Baxter's lawyer, Steve Cullen, said he had been dealing with traffic matters for over 30 years and sentencing was always difficult.
He said there were a number of mitigating facts including pleading guilty as early as possible and taking part in three restorative justice conferences with the families.
"He knows he made the error and he takes responsibility for it
"He wants to do what he can to make amends.
Mr Cullen said Baxter had stopped drinking immediately, had stopped driving, and was undergoing counseling.
In summing up Judge Jonathan Down said the court was in an unenviable position.
"This is one of those cases that is tragic and creates in everyone's mind involved in such a case feelings of being torn between one option and another.
"Wanting justice on the one hand and mercy on the other"
He said he accepted the mitigating factors including Baxter's age, remorse, and lack of previous record.
"The harm is enormous and you have acknowledged that in so many ways."
"It is tempting in a case such as this to simply look at you, to place all of the blame fairly and squarely on your shoulders, and to ignore the reality of what happened on that night."
However he said everyone was responsible for their actions and those on the back of the ute had wanted to be there.
"I can say what your counsel cannot say. I can say what you do not say because of your humility, your deep and enduring remorse and your willingness to accept total and full responsibility.
"This was a group of young people carried away in excitement doing something they thought would be enormous fun but in reality was incredibly dangerous"
Judge Down said while Robbie's father was struggling with something "almost impossible to bare as a father" his mother had taken a different approach and appeared to have come to terms with things easier.
He wiped a tear from his eye as he read aloud parts of her statement in which she asked him to be lenient.
"I do not want prison life to be part of Regan's narrative," he read.
He read that she was thankful for the restorative justice meetings with Baxter and as a parent wanted to lessen any more harm.

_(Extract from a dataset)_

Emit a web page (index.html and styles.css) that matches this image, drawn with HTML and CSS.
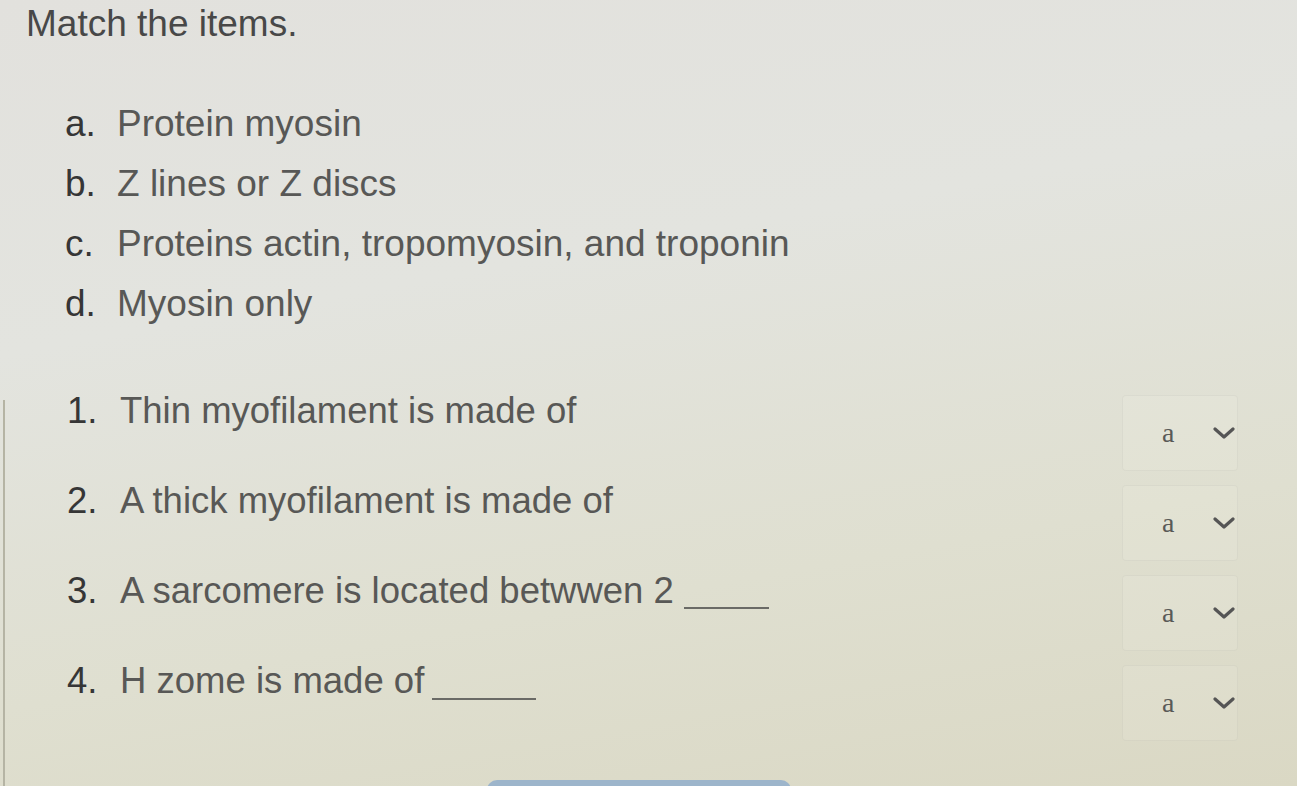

"I saw a teenage in crisis, traumatised but remorseful."
He said no sentence he could impose would further instill a sense of responsibility or acknowledgment of what had happened.
"I am satisfied also that as Mr Cullen advocates it is extremely unlikely you would ever come back to the court having committed an offence of this type in the future."

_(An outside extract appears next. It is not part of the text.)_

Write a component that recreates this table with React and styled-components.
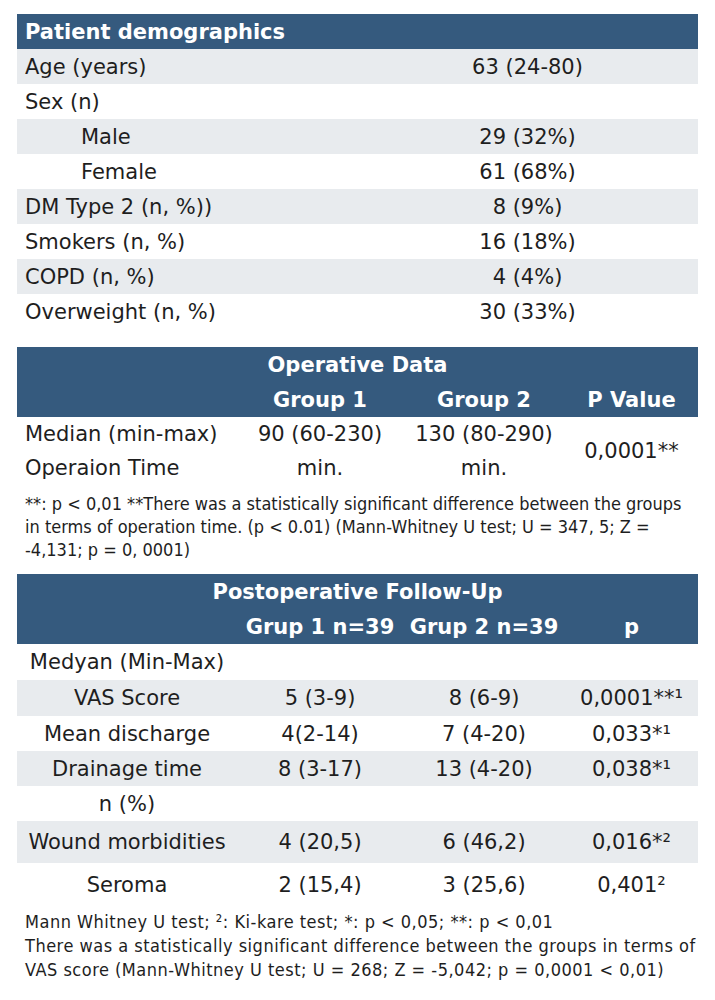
import React from 'react'
import styled, { createGlobalStyle } from 'styled-components'

const GlobalStyle = createGlobalStyle`
  body {
    margin: 0;
    background: #fff;
    color: #1e1e1e;
    font-family: "DejaVu Sans", "Noto Sans", sans-serif;
  }
`

const Page = styled.div`
  width: 681px;
  padding: 14px 17px 0 17px;
  display: flex;
  flex-direction: column;
`

const Table = styled.div`
  display: flex;
  flex-direction: column;
  margin-top: ${p => p.$gap || 0}px;
`

const TitleBar = styled.div`
  background: #355a7e;
  color: #fff;
  font-weight: bold;
  font-size: 21px;
  height: 35px;
  display: flex;
  align-items: center;
  justify-content: ${p => (p.$center ? 'center' : 'flex-start')};
  padding-left: ${p => (p.$center ? 0 : 8)}px;
`

const DemoRow = styled.div`
  display: grid;
  grid-template-columns: 340px 1fr;
  height: 35px;
  align-items: center;
  font-size: 21px;
  background: ${p => (p.$shade ? '#e8ebee' : '#fff')};
`

const DemoLabel = styled.div`
  padding-left: ${p => 8 + (p.$indent ? 56 : 0)}px;
`

const Cell = styled.div`
  text-align: center;
  white-space: nowrap;
`

const HeadRow = styled.div`
  display: grid;
  grid-template-columns: 220px 166px 162px 1fr;
  height: 35px;
  align-items: center;
  background: #355a7e;
  color: #fff;
  font-weight: bold;
  font-size: 21px;
`

const DataRow = styled.div`
  display: grid;
  grid-template-columns: 220px 166px 162px 1fr;
  align-items: center;
  min-height: ${p => p.$h || 35}px;
  font-size: 21px;
  background: ${p => (p.$shade ? '#e8ebee' : '#fff')};
`

const StackCell = styled.div`
  line-height: 34px;
  text-align: ${p => (p.$left ? 'left' : 'center')};
  padding-left: ${p => (p.$left ? 8 : 0)}px;
`

const Note = styled.p`
  margin: ${p => p.$top || 0}px 0 0 0;
  padding-left: 8px;
  font-family: "DejaVu Sans Condensed", "DejaVu Sans", sans-serif;
  font-stretch: condensed;
  font-size: ${p => p.$size || 17}px;
  letter-spacing: ${p => p.$track || 0}px;
  line-height: ${p => p.$lh || 23}px;
`

const demographics = [
  ['Age (years)', '63 (24-80)'],
  ['Sex (n)', ''],
  ['Male', '29 (32%)', true],
  ['Female', '61 (68%)', true],
  ['DM Type 2 (n, %))', '8 (9%)'],
  ['Smokers (n, %)', '16 (18%)'],
  ['COPD (n, %)', '4 (4%)'],
  ['Overweight (n, %)', '30 (33%)'],
]

const followUp = [
  { label: 'Medyan (Min-Max)', cells: ['', '', ''], h: 36 },
  { label: 'VAS Score', cells: ['5 (3-9)', '8 (6-9)', '0,0001**¹'], shade: true, h: 36 },
  { label: 'Mean discharge', cells: ['4(2-14)', '7 (4-20)', '0,033*¹'], h: 35 },
  { label: 'Drainage time', cells: ['8 (3-17)', '13 (4-20)', '0,038*¹'], shade: true, h: 35 },
  { label: 'n (%)', cells: ['', '', ''], h: 35 },
  { label: 'Wound morbidities', cells: ['4 (20,5)', '6 (46,2)', '0,016*²'], shade: true, h: 42 },
  { label: 'Seroma', cells: ['2 (15,4)', '3 (25,6)', '0,401²'], h: 43 },
]

const App = () => {
  return (
    <Page>
      <GlobalStyle />
      <Table>
        <TitleBar>Patient demographics</TitleBar>
        {demographics.map(([label, value, indent], i) => (
          <DemoRow key={label} $shade={i % 2 === 0}>
            <DemoLabel $indent={indent}>{label}</DemoLabel>
            <Cell>{value}</Cell>
          </DemoRow>
        ))}
      </Table>

      <Table $gap={18}>
        <TitleBar $center>Operative Data</TitleBar>
        <HeadRow>
          <Cell />
          <Cell>Group 1</Cell>
          <Cell>Group 2</Cell>
          <Cell>P Value</Cell>
        </HeadRow>
        <DataRow>
          <StackCell $left>
            Median (min-max)
            <br />
            Operaion Time
          </StackCell>
          <StackCell>
            90 (60-230)
            <br />
            min.
          </StackCell>
          <StackCell>
            130 (80-290)
            <br />
            min.
          </StackCell>
          <Cell>0,0001**</Cell>
        </DataRow>
        <Note $top={7} $size={18}>
          **: p &lt; 0,01 **There was a statistically significant difference between the groups in terms of
          operation time. (p &lt; 0.01) (Mann-Whitney U test; U = 347, 5; Z = -4,131; p = 0, 0001)
        </Note>
      </Table>

      <Table $gap={13}>
        <TitleBar $center>Postoperative Follow-Up</TitleBar>
        <HeadRow>
          <Cell />
          <Cell>Grup 1 n=39</Cell>
          <Cell>Grup 2 n=39</Cell>
          <Cell>p</Cell>
        </HeadRow>
        {followUp.map(row => (
          <DataRow key={row.label} $shade={row.shade} $h={row.h}>
            <Cell>{row.label}</Cell>
            {row.cells.map((c, j) => (
              <Cell key={j}>{c}</Cell>
            ))}
          </DataRow>
        ))}
        <Note $top={4} $lh={24} $size={18} $track={0.5}>
          Mann Whitney U test; ²: Ki-kare test; *: p &lt; 0,05; **: p &lt; 0,01
          <br />
          There was a statistically significant difference between the groups in terms of VAS score
          (Mann-Whitney U test; U = 268; Z = -5,042; p = 0,0001 &lt; 0,01)
        </Note>
      </Table>
    </Page>
  )
}

export default App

"There is in my judgment no further benefit that can be gained by sending you to prison
He said a prison sentence on a young man could have "devastating impacts" and would be "cruel" in this case.
"This is an incident that will live with you for the rest of your life."
Baxter stood, head bowed as it had been for the entirety of the hearing, as Judge Down sentenced him to one year home detention, 200 hours community work and a two year driving ban.
Tony Cederwall declined to comment outside court.
However the lawyer Regan Baxter, Steve Cullen, read a statement from his family.
"We wish to extend our most deepest sympathy to the Cederwall family and to all the families involved in this terrible tragedy. We sincerly hope that young people in the wider community may think before they act and learn from our son's mistakes which has cost everyone involved. On that night many families were broken and there is no way to fix this. We are truly grateful for all the love and support extended to use from family, friends and our community."